For a clearer sense of Tolkien’s mind and method, his nonfiction is invaluable. The essay On Fairy-stories lays out his theory of fantasy, sub-creation, and the value of “escape” and “consolation”. The Monsters and the Critics and Other Essays collects key lectures that reveal how his scholarship in language and medieval literature shaped his fiction. The Letters of J. R. R. Tolkien, edited by Humphrey Carpenter, show him explaining The Hobbit, discussing its revisions, and reflecting on its relationship to The Lord of the Rings and the wider mythology.
Biographical and critical works help situate The Hobbit in Tolkien’s life and in literary history. Humphrey Carpenter’s J. R. R. Tolkien: A Biography remains the classic life account. For critical overviews, Tom Shippey’s The Road to Middle-earth and J. R. R. Tolkien: Author of the Century are essential, connecting The Hobbit to medieval literature, philology, and modern fantasy. John Garth’s Tolkien and the Great War sheds light on how early twentieth century trauma and fellowship quietly underpin even Bilbo’s lighter story. For a focused look at the book itself, Corey Olsen’s Exploring J. R. R. Tolkien’s The Hobbit walks chapter by chapter through its themes, style, and moral vision.

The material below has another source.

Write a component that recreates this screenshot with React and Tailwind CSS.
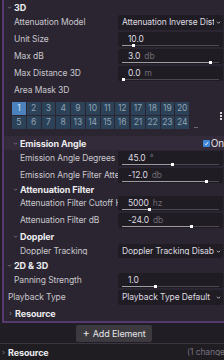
import React from "react";

const Chevron = ({ open = true, className = "" }) => (
  <svg
    className={className}
    width="5"
    height="5"
    viewBox="0 0 10 10"
    fill="none"
    stroke="currentColor"
    strokeWidth="1.6"
  >
    {open ? <path d="M2 3.5l3 3 3-3" /> : <path d="M3.5 2l3 3-3 3" />}
  </svg>
);

const Header = ({ title, indent, h, open = true, className = "", children }) => (
  <div
    className={`flex items-center text-[#ececef] font-bold text-[9px] ${className}`}
    style={{ height: h, paddingLeft: indent }}
  >
    <Chevron open={open} className="text-[#8c8592] mr-[2px]" />
    <span>{title}</span>
    {children}
  </div>
);

const Row = ({ label, indent, h = 17, children }) => (
  <div className="flex items-center" style={{ height: h }}>
    <div
      className="w-[114px] shrink-0 overflow-hidden whitespace-nowrap text-[#c9c5cd]"
      style={{ paddingLeft: indent }}
    >
      {label}
    </div>
    <div className="flex-1 min-w-0 h-full py-[1px] pr-[1px]">{children}</div>
  </div>
);

const Slider = ({ value, unit, pct }) => (
  <div className="h-full bg-[#201c23] rounded-[2px] flex flex-col justify-center pl-[4px] pr-[4px]">
    <div className="pl-[6px] leading-[10px] text-[#dedbe0] whitespace-nowrap">
      {value}
      {unit && <span className="text-[#6f6a74] ml-[4px]">{unit}</span>}
    </div>
    <div className="mt-[1px] h-[1px] bg-[#4c4850] flex items-center">
      <div className="h-[1px] bg-[#9f9ba3]" style={{ width: `${pct}%` }} />
      <div className="w-[3px] h-[3px] bg-white shrink-0" />
    </div>
  </div>
);

const Dropdown = ({ text }) => (
  <div className="h-full bg-[#201c23] rounded-[2px] flex items-center pl-[4px] pr-[2px] text-[#dedbe0] whitespace-nowrap">
    <span className="flex-1 overflow-hidden">{text}</span>
    <Chevron className="text-[#dedbe0] ml-[2px] shrink-0" />
  </div>
);

const MaskGroup = ({ nums }) => (
  <div className="grid grid-cols-4 gap-[1px] w-[58px]">
    {nums.map((n) => (
      <div
        key={n}
        className={`h-[13px] flex items-center justify-center text-[8.5px] ${
          n === 1 ? "bg-[#4b82bd] text-[#d6e4f2]" : "bg-[#2c4258] text-[#8fa2b4]"
        }`}
      >
        {n}
      </div>
    ))}
  </div>
);

export default function App() {
  return (
    <div
      className="w-[224px] h-[360px] overflow-hidden bg-[#211d25] text-[8.5px] tracking-[-0.1px] leading-none flex flex-col"
      style={{ fontFamily: "Inter, 'Noto Sans', sans-serif" }}
    >
      {/* Inspector panel */}
      <div className="ml-[2px] h-[323px] shrink-0 border-l-2 border-b-2 border-[#55396f] bg-[#2a2530] flex flex-col">
        <Header title="3D" indent={3} h={14} />
        <Row label="Attenuation Model" indent={10}>
          <Dropdown text="Attenuation Inverse Dist" />
        </Row>
        <Row label="Unit Size" indent={10}>
          <Slider value="10.0" pct={10} />
        </Row>
        <Row label="Max dB" indent={10}>
          <Slider value="3.0" unit="db" pct={90} />
        </Row>
        <Row label="Max Distance 3D" indent={10}>
          <Slider value="0.0" unit="m" pct={0} />
        </Row>
        <Row label="Area Mask 3D" indent={10} />

        {/* Area mask grid */}
        <div className="flex items-start h-[27px] mt-[3px] pl-[8px]">
          <div className="flex gap-[1px]">
            <MaskGroup nums={[1, 2, 3, 4, 5, 6, 7, 8]} />
            <MaskGroup nums={[9, 10, 11, 12, 13, 14, 15, 16]} />
            <div className="ml-[1px]">
              <MaskGroup nums={[17, 18, 19, 20, 21, 22, 23, 24]} />
            </div>
          </div>
          <div className="self-end ml-[5px] mb-[1px] w-[4px] h-[1px] bg-[#6d6871]" />
          <div className="ml-auto mr-[2px] self-center flex flex-col gap-[1px]">
            <div className="w-[2px] h-[2px] bg-[#d8d5da]" />
            <div className="w-[2px] h-[2px] bg-[#d8d5da]" />
            <div className="w-[2px] h-[2px] bg-[#d8d5da]" />
          </div>
        </div>

        <div className="mt-[7px]">
          <Header title="Emission Angle" indent={9} h={14} className="bg-[#332a3a]">
            <div className="ml-auto flex items-center">
              <div className="w-[7px] h-[7px] rounded-[1px] bg-[#3f86d6] flex items-center justify-center">
                <svg width="5" height="5" viewBox="0 0 10 10" fill="none" stroke="white" strokeWidth="2">
                  <path d="M2 5.5l2 2 4-5" />
                </svg>
              </div>
              <span className="ml-[1px] font-normal text-[#e4e1e6] text-[10px]">On</span>
            </div>
          </Header>
        </div>
        <Row label="Emission Angle Degrees" indent={16}>
          <Slider value="45.0" unit="°" pct={51} />
        </Row>
        <Row label="Emission Angle Filter Attenuation" indent={16}>
          <Slider value="-12.0" unit="db" pct={86} />
        </Row>
        <Header title="Attenuation Filter" indent={9} h={11} />
        <Row label="Attenuation Filter Cutoff Hz" indent={16}>
          <Slider value="5000" unit="hz" pct={27} />
        </Row>
        <Row label="Attenuation Filter dB" indent={16}>
          <Slider value="-24.0" unit="db" pct={70} />
        </Row>
        <Header title="Doppler" indent={9} h={14} />
        <Row label="Doppler Tracking" indent={16} h={16}>
          <Dropdown text="Doppler Tracking Disabled" />
        </Row>
        <Header title="2D & 3D" indent={3} h={13} />
        <Row label="Panning Strength" indent={10}>
          <Slider value="1.0" pct={33} />
        </Row>
        <Row label="Playback Type" indent={4}>
          <Dropdown text="Playback Type Default" />
        </Row>
        <Header title="Resource" indent={4} h={14} open={false} />
      </div>

      {/* Add element */}
      <div className="h-[20px] shrink-0 flex items-center justify-center pl-[4px]">
        <button className="h-[17px] px-[6px] rounded-[2px] bg-[#3c3a3f] text-[#e6e4e8] flex items-center gap-[3px] text-[9px]">
          <span className="text-[11px] leading-none">+</span>
          Add Element
        </button>
      </div>

      {/* Bottom resource row */}
      <div className="flex-1 border-t border-[#3a3540] bg-[#1f1c22] flex items-center">
        <div className="flex items-center pl-[1px] text-[#ececef] font-bold text-[9px]">
          <Chevron open={false} className="text-[#8c8592] mr-[2px]" />
          Resource
        </div>
        <span className="ml-auto text-[#77727c] whitespace-nowrap w-[37px] overflow-hidden">
          (1 change)
        </span>
      </div>
    </div>
  );
}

If you want more fiction that speaks to similar pleasures, try C. S. Lewis’s The Chronicles of Narnia, which share a Christian-inflected imagination, talking animals, and a gentle tone that still allows for real peril. Ursula K. Le Guin’s Earthsea cycle offers a more austere, poetic coming-of-age journey with dragons and deep magic. For modern epic fantasy deeply influenced by Tolkien while striking its own path, consider Guy Gavriel Kay’s Tigana or Robin Hobb’s Farseer trilogy, both of which balance intimate character work with large-scale worldbuilding.